We certainly weren’t seeing that level of aggression or anxiety from the 82nd Airborne or the NOLA police, or the National Guard, or anyone else in the vicinity.
The real public servants greeted journalists warmly and told us proudly about all the things they were doing to help.
Some bored guys from the 82nd Airborne even agreed to watch our car for us for a few minutes when we got out to photograph the abandoned convention center. A Louisiana sheriff offered us a ride when we really needed one. A California fire chief approached us on the Interstate and proudly gave us a grand tour of his department’s joint recovery operations with US soldiers.
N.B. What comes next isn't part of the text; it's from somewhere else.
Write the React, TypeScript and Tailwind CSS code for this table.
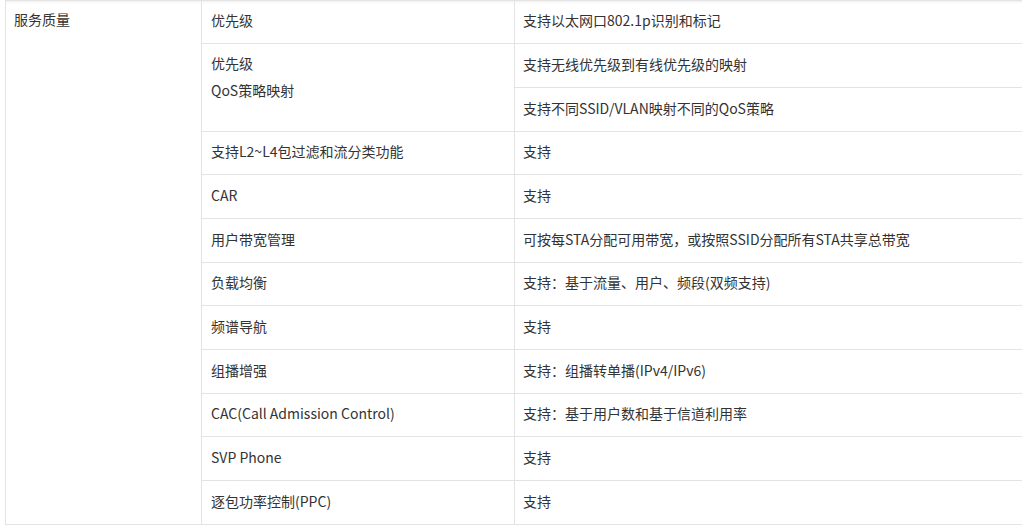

In retrospect, it seems like the Blackwater guys were inhabiting their own violent fantasy world. A more cynical person would say they were looking for an excuse to hurt someone.
A couple days after our initial encounter with the lunger, I set out to talk to some Blackwater guys in person. This was the last picture I snapped before I found them.
When I looked in their eyes, I felt something entirely new to me–a basic mammalian sense of dread. It was as if some part of my brainstem came alive and said: “These people are predators. They would kill you.”
These mercenaries were nothing like the lunger. In fact, they weren’t overtly threatening, or outwardly aggressive. Actually, some of them were friendly in their own twitchy dead-eyed way.
One guy lit up when I mentioned I was from Brooklyn.
His buddies wanted to know what kind of weapon I was carrying, as if this were standard bar chitchat.
I tried to interview them, but I couldn’t get anything more than vague allusions to Iraq. One silent guy seemed to be getting more and more agitated as I asked questions of his friends. I figured it was a good time to go.
As soon as I got out of sight and back to the rental car, I started shivering and didn’t stop for almost an hour.
If an armed force – private or public – in a disaster relief/humanitarian assistance context can project its capacity for violence- but not at the same time restraint, compassion or integrity – perhaps it’s better not to have it present at all. And, with stronger reason, not at taxpayer expense.